9. Be involved in planning physical environments for testing, QA and migration. Fundamentally speaking, version control and change management practices for a data warehouse are virtually identical to a normal non-DSS environment. Developer access should be restricted to the production database as database code, scripts and objects should be checked from a repository not just grabbed from production. A much more daunting task is deciding how to re-create the physical data warehouse environment so that developers get a true test and quality assurance (QA) environment separate from production. Given the huge volume of data that a warehouse contains, as well as all the sundry applications and pieces that make up its architecture, this may prove too costly to do, resulting in shortcuts or sharing architectural components between QA, test and production environments. In this case, even more thought should be given to where exactly the developer will be able to develop, perform QA and migrate new code or bug fixes. It is not uncommon for a warehouse project to be very far along before serious thought is given to migration processes and environments in which developers will conduct the maintenance and test of code because the focus tends to be on the production environment. The opposite approach of "cutting over" from development to production can be just as bad, not to mention risky. A savvy developer will start raising questions concerning the need for multiple physical environments early in the project. After all, he or she will be working every day with the physical setting provided.

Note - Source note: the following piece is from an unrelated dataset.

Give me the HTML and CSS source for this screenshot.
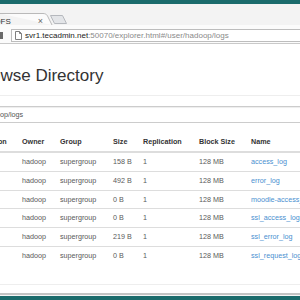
FILE: index.html
```html
<!DOCTYPE html>
<html lang="en">
<head>
    <meta charset="UTF-8">
    <meta name="viewport" content="width=device-width, initial-scale=1.0">
    <title>Browsing HDFS</title>
    <link rel="stylesheet" href="styles.css">
</head>
<body>
    <div class="titlebar"></div>

    <div class="tabstrip">
        <svg class="tab-shape" width="300" height="21" viewBox="0 0 300 21">
            <path d="M0 9.5 H43 C47 9.5 47.5 12 49 15 L52 21" fill="#fbfbfb" stroke="#b9b9b9" stroke-width="1"/>
            <path d="M50.5 11.5 H62.5 L66.5 19.5 H54.5 Z" fill="#e3e5e8" stroke="#b5b8bd" stroke-width="1"/>
        </svg>
        <div class="tab">
            <span class="tab-title">HDFS</span>
            <span class="tab-close">&times;</span>
        </div>
    </div>

    <div class="toolbar">
        <div class="toolbar-btn"></div>
        <div class="omnibox">
            <svg class="page-icon" width="7" height="9" viewBox="0 0 7 9">
                <path d="M0.5 0.5 H4.5 L6.5 2.5 V8.5 H0.5 Z M4.5 0.5 V2.5 H6.5" fill="#fff" stroke="#808080" stroke-width="1"/>
            </svg>
            <span class="url-host">svr1.tecadmin.net</span><span class="url-rest">:50070/explorer.html#/user/hadoop/logs</span>
        </div>
    </div>

    <div class="page">
        <div class="container">
            <div class="page-header">
                <h1>Browse Directory</h1>
            </div>

            <div class="path-input">/user/hadoop/logs</div>

            <table class="explorer-table">
                <colgroup>
                    <col class="col-perm">
                    <col class="col-owner">
                    <col class="col-group">
                    <col class="col-size">
                    <col class="col-repl">
                    <col class="col-block">
                    <col>
                </colgroup>
                <thead>
                    <tr>
                        <th>Permission</th>
                        <th>Owner</th>
                        <th>Group</th>
                        <th>Size</th>
                        <th>Replication</th>
                        <th>Block Size</th>
                        <th>Name</th>
                    </tr>
                </thead>
                <tbody id="explorer-body"></tbody>
            </table>

            <hr>
        </div>
    </div>

    <div class="frame-bottom"></div>

    <script>
        const files = [
            { size: '158 B', name: 'access_log' },
            { size: '492 B', name: 'error_log' },
            { size: '0 B', name: 'moodle-access_log' },
            { size: '0 B', name: 'ssl_access_log' },
            { size: '219 B', name: 'ssl_error_log' },
            { size: '0 B', name: 'ssl_request_log' }
        ];

        const body = document.getElementById('explorer-body');
        files.forEach(function (f) {
            const tr = document.createElement('tr');
            tr.innerHTML =
                '<td>-rw-r--r--</td>' +
                '<td>hadoop</td>' +
                '<td>supergroup</td>' +
                '<td>' + f.size + '</td>' +
                '<td>1</td>' +
                '<td>128 MB</td>' +
                '<td><a href="#">' + f.name + '</a></td>';
            body.appendChild(tr);
        });
    </script>
</body>
</html>
```

FILE: styles.css
```css
html, body {
    margin: 0;
    padding: 0;
}

body {
    width: 300px;
    height: 300px;
    overflow: hidden;
    display: flex;
    flex-direction: column;
    background-color: #f6f6f6;
    font-family: "Liberation Sans", Arial, sans-serif;
}

.titlebar {
    height: 4px;
    flex-shrink: 0;
    background-color: #1b6b6c;
}

.tabstrip {
    position: relative;
    height: 21px;
    flex-shrink: 0;
    background-color: #f3f3f3;
}

.tab-shape {
    position: absolute;
    left: 0;
    top: 0;
}

.tab {
    position: absolute;
    left: -11px;
    top: 11px;
    width: 56px;
    height: 12px;
    display: flex;
    align-items: center;
    justify-content: space-between;
    font-size: 8px;
    color: #333;
}

.tab-close {
    font-size: 9px;
    color: #666;
    margin-right: 2px;
}

.toolbar {
    height: 14px;
    padding-top: 4px;
    flex-shrink: 0;
    display: flex;
    align-items: flex-start;
    background-color: #fbfbfb;
    border-bottom: 1px solid #c9c9c9;
}

.toolbar-btn {
    width: 3px;
    height: 7px;
    margin-top: 3px;
    background-color: #6a6a6a;
}

.omnibox {
    flex: 1;
    height: 11px;
    margin-left: 8px;
    margin-right: -10px;
    padding-left: 3px;
    display: flex;
    align-items: center;
    background-color: #fff;
    border: 1px solid #bdbdbd;
    font-size: 8px;
    white-space: nowrap;
}

.page-icon {
    margin-right: 3px;
}

.url-host {
    color: #222;
}

.url-rest {
    color: #8a8a8a;
}

.page {
    flex: 1;
    overflow: hidden;
    background-color: #fff;
    color: #333;
}

.container {
    width: 420px;
    margin-left: -41px;
}

.page-header {
    margin: 22.8px 0 10px;
    padding-bottom: 9.5px;
    border-bottom: 1px solid #eee;
}

h1 {
    margin: 0 0 0 15px;
    font-size: 17px;
    line-height: 18.7px;
    font-weight: normal;
    color: #333;
}

.path-input {
    padding: 2.5px 6px;
    font-size: 7.2px;
    line-height: 9.75px;
    color: #555;
    border: 1px solid #ccc;
    box-shadow: inset 0 1px 1px rgba(0, 0, 0, 0.075);
}

.explorer-table {
    width: 420px;
    margin-top: 10.5px;
    table-layout: fixed;
    border-collapse: collapse;
    font-size: 7.2px;
    line-height: 9.75px;
}

.col-perm { width: 59px; }
.col-owner { width: 38px; }
.col-group { width: 53px; }
.col-size { width: 30px; }
.col-repl { width: 56px; }
.col-block { width: 52px; }

.explorer-table th,
.explorer-table td {
    padding: 4px;
    text-align: left;
    white-space: nowrap;
    overflow: hidden;
}

.explorer-table th:first-child,
.explorer-table td:first-child {
    padding-left: 9px;
}

.explorer-table th {
    font-weight: bold;
    color: #333;
    border-bottom: 2px solid #ddd;
}

.explorer-table td {
    color: #5a5a5a;
    border-top: 1px solid #ddd;
}

.explorer-table a {
    color: #4a8fd0;
    text-decoration: none;
}

hr {
    margin: 19.5px 0 0;
    border: 0;
    border-top: 1px solid #eee;
}

.frame-bottom {
    height: 4px;
    flex-shrink: 0;
    padding-top: 1px;
    border-top: 2px solid #c4c4c4;
    background-color: #1b6b6c;
    background-clip: content-box;
}
```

Bear in mind that I have only scratched the surface of best practices for data warehouse developers. IT managers, project leaders and developers who are involved with their companies' or clients' warehousing efforts should become acquainted with these issues and sundry related considerations. While every subtopic listed could warrant its own in-depth article, an understanding of these topics will go a long way to ensure success for database developers in a data warehouse environment.